## STATED TASK
Copy each line of the entries that contains the word "screenshot".

## ENTRIES
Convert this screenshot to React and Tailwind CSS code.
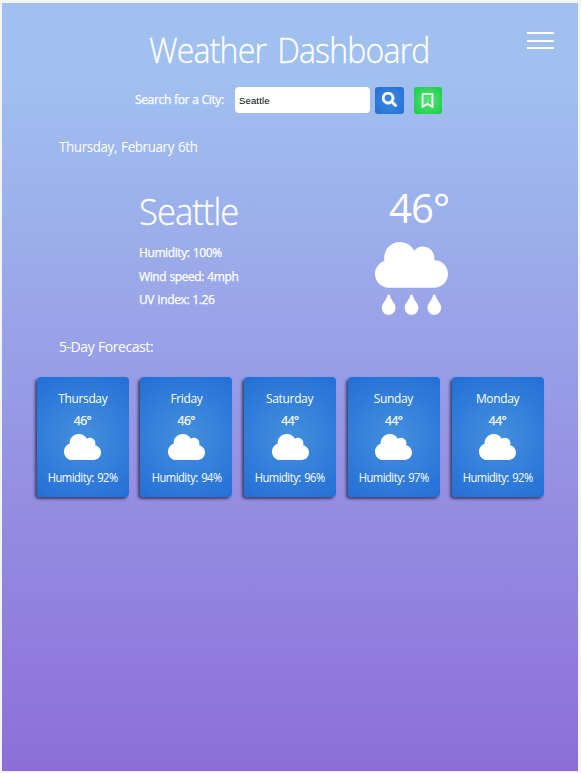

---

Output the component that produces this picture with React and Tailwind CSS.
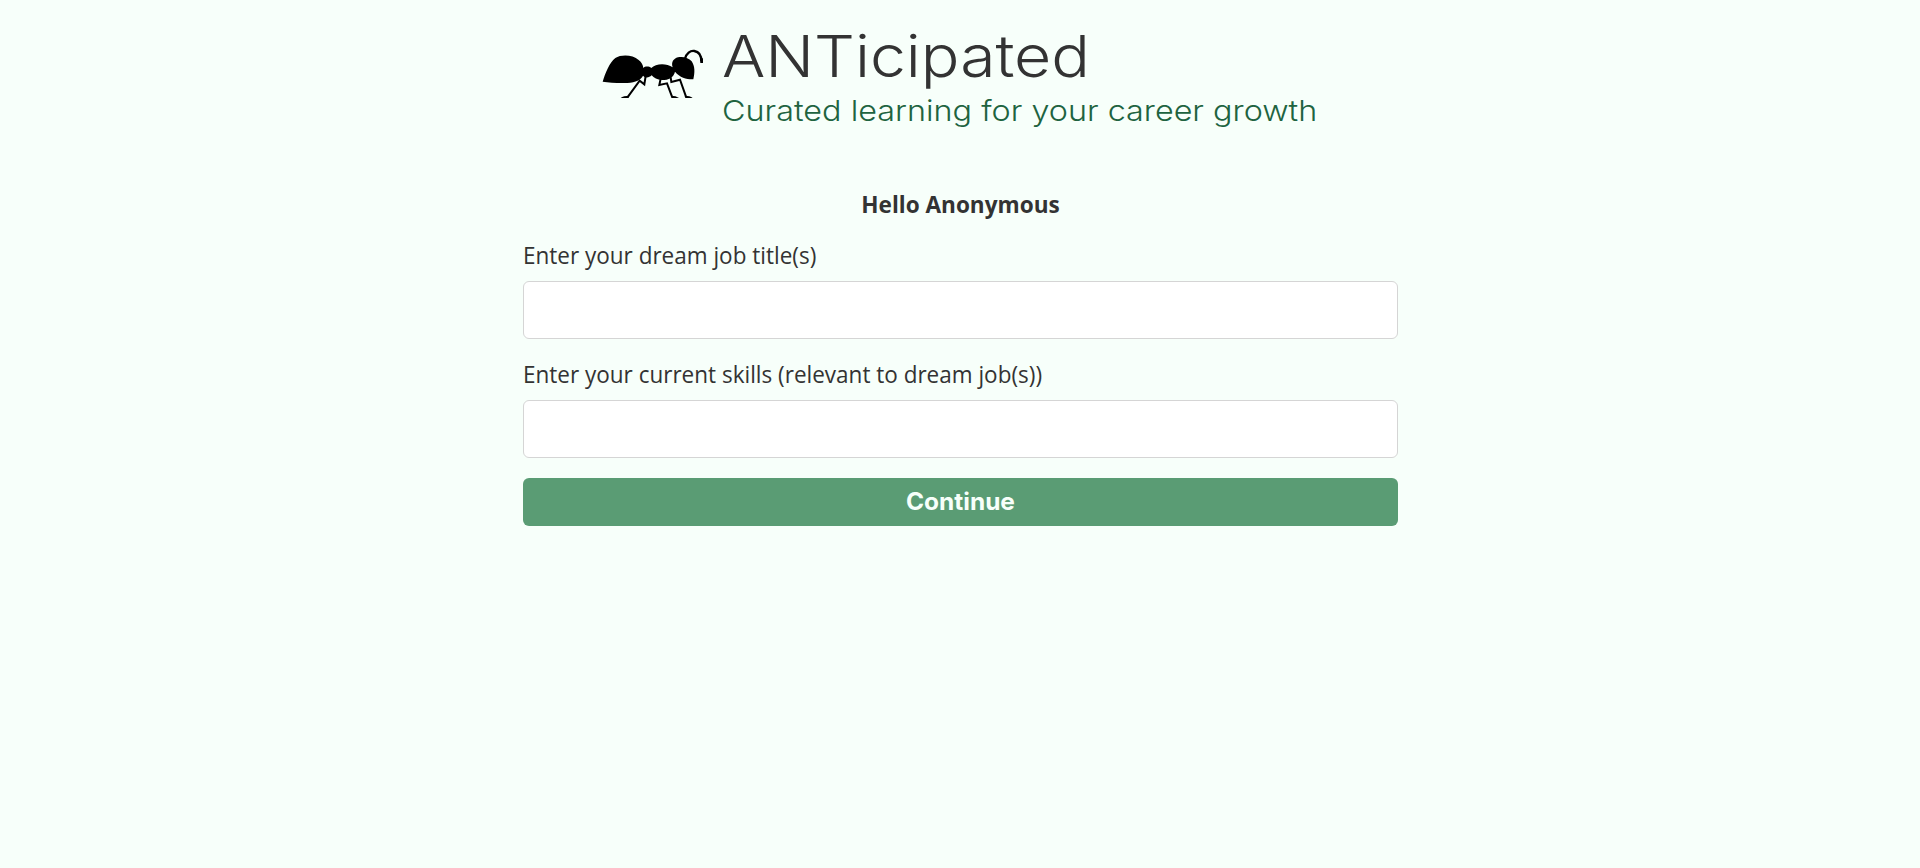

* * *

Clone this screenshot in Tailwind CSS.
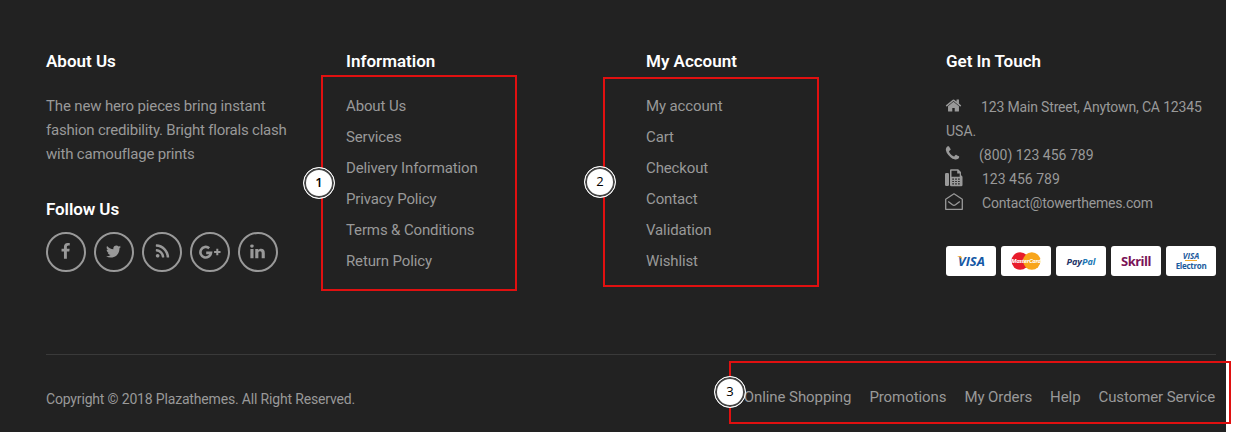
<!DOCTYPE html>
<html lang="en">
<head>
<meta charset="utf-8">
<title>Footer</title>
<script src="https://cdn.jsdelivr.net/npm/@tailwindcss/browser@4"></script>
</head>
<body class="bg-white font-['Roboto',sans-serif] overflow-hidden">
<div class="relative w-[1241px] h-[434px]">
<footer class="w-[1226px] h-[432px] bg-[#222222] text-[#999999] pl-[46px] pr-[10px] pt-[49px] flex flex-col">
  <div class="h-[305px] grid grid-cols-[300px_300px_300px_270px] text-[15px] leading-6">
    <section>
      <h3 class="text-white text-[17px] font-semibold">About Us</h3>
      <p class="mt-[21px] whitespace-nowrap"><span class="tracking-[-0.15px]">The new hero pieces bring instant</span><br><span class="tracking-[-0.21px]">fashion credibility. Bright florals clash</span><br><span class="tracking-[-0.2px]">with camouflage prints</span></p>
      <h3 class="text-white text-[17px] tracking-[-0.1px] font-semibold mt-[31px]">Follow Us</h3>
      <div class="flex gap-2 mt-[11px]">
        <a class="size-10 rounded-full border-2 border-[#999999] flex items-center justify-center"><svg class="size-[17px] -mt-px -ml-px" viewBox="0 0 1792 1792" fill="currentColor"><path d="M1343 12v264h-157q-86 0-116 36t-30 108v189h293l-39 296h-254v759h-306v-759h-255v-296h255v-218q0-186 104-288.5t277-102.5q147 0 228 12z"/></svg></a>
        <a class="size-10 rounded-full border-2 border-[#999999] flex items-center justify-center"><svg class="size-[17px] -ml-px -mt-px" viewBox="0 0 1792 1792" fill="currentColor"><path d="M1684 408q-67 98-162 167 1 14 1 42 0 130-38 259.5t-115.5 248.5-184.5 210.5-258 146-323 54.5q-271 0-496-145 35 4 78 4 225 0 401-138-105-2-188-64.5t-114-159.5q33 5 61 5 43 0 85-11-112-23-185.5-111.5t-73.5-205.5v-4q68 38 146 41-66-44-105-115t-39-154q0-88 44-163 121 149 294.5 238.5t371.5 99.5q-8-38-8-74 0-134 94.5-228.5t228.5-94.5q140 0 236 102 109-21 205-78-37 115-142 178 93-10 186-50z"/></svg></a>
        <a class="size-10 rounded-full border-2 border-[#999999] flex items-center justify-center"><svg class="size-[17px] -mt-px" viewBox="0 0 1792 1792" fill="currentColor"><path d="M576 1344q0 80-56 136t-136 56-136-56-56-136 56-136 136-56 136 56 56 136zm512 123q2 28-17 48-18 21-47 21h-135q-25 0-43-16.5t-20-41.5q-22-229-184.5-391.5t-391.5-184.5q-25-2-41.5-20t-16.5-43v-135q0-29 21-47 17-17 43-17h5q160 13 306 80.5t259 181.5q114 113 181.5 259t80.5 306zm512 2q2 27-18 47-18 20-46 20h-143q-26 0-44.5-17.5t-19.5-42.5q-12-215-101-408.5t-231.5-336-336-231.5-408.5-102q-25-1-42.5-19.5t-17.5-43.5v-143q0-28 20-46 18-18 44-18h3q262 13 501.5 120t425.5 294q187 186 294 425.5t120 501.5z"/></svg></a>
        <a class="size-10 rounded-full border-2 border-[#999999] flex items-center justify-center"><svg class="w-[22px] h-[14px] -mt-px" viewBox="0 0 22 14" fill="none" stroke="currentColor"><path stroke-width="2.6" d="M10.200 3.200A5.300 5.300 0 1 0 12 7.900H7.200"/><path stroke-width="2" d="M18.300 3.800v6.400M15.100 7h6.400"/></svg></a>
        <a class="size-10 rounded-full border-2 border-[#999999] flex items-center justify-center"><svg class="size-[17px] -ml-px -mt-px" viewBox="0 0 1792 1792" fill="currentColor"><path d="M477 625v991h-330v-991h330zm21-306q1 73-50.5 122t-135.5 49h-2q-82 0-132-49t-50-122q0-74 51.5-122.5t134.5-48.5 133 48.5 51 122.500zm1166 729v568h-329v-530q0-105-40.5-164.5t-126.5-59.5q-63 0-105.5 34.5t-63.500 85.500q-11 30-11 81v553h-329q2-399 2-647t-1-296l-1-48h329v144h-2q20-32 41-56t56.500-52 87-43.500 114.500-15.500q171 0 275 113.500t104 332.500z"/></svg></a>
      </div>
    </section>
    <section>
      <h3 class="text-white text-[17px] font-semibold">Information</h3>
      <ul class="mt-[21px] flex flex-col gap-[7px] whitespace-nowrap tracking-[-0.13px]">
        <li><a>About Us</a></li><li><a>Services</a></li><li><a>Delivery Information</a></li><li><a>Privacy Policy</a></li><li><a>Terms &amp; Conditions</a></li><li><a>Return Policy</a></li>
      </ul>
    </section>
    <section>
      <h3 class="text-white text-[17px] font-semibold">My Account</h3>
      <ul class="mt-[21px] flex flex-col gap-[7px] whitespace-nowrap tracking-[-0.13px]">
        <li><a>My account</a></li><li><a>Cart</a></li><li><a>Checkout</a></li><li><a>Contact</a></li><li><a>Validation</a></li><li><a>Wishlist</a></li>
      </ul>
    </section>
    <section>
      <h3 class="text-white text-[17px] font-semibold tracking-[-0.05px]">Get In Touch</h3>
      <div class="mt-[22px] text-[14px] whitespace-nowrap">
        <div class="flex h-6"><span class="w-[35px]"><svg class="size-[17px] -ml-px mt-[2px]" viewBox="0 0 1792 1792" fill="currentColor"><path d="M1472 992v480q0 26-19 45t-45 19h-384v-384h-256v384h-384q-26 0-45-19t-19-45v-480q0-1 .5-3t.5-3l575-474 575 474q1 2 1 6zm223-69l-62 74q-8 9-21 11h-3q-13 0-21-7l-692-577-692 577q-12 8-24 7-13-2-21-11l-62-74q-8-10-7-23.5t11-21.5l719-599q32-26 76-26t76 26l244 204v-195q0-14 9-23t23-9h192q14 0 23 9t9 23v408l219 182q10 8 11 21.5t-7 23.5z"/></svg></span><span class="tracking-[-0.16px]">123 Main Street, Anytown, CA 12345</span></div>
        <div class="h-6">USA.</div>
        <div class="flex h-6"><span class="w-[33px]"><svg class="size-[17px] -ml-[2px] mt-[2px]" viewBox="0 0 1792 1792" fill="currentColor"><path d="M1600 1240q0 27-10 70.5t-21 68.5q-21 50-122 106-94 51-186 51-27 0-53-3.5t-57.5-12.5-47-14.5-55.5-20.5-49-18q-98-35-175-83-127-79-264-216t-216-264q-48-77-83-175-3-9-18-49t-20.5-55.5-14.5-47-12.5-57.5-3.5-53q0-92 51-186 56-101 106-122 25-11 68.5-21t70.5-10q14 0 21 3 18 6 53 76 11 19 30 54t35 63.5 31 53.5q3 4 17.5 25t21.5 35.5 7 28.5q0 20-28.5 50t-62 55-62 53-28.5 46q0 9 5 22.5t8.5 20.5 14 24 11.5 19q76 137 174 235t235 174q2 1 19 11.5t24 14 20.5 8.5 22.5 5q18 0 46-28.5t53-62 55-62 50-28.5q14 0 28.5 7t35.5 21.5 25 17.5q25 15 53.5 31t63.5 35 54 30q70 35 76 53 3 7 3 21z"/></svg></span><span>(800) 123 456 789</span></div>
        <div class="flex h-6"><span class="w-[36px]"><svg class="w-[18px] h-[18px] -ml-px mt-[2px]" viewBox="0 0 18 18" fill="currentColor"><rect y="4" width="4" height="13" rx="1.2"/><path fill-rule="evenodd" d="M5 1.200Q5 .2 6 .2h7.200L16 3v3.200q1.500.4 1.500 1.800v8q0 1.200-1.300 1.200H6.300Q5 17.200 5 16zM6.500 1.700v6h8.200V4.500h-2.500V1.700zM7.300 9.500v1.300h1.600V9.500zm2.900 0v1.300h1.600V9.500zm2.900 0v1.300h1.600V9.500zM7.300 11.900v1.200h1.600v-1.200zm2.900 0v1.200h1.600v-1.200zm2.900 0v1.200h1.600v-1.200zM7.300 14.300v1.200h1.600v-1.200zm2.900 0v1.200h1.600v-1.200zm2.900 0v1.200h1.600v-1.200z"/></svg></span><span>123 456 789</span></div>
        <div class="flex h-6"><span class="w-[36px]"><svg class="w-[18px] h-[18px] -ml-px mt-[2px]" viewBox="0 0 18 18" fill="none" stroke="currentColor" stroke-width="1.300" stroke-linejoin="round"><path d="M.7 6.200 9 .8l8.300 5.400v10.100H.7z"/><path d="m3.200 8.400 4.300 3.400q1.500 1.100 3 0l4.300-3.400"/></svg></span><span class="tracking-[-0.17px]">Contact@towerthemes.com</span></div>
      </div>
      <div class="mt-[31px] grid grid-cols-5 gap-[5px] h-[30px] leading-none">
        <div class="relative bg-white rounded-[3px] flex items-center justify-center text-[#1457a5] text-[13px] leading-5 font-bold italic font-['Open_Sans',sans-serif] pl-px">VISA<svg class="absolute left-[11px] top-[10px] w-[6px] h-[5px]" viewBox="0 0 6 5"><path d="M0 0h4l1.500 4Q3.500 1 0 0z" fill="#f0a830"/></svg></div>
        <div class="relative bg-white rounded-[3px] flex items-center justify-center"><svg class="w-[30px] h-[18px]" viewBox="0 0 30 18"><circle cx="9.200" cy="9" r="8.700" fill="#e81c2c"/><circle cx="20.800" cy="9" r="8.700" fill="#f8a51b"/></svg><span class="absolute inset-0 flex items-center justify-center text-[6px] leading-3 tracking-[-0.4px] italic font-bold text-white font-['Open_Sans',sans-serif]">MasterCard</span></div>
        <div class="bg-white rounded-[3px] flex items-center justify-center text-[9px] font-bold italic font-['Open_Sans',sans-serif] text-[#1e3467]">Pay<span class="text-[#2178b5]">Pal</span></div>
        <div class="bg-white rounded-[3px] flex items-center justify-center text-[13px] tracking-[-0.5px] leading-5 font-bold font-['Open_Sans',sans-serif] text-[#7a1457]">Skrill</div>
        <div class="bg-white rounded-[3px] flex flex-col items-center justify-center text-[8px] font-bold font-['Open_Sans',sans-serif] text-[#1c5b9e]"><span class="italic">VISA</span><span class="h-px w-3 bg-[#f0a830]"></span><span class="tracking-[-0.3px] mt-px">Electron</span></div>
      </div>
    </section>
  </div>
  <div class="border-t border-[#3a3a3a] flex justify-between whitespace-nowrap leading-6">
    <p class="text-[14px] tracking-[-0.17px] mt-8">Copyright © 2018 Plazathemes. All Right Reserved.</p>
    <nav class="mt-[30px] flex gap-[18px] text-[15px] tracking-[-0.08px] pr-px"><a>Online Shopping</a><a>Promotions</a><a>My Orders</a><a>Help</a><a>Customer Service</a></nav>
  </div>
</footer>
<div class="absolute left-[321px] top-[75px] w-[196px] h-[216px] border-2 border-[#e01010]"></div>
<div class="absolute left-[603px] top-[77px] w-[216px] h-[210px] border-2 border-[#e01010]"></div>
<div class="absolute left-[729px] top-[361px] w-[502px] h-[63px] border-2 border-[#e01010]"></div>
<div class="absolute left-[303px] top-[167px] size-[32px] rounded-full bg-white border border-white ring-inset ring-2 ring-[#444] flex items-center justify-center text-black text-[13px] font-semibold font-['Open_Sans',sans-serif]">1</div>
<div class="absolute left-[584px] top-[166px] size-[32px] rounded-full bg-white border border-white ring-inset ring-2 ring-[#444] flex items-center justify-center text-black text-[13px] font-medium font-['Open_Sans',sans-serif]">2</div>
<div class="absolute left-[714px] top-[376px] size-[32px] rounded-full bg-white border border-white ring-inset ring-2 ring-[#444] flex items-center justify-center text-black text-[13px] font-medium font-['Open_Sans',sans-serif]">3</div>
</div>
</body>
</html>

## TASK RESPONSE
Convert this screenshot to React and Tailwind CSS code.
Clone this screenshot in Tailwind CSS.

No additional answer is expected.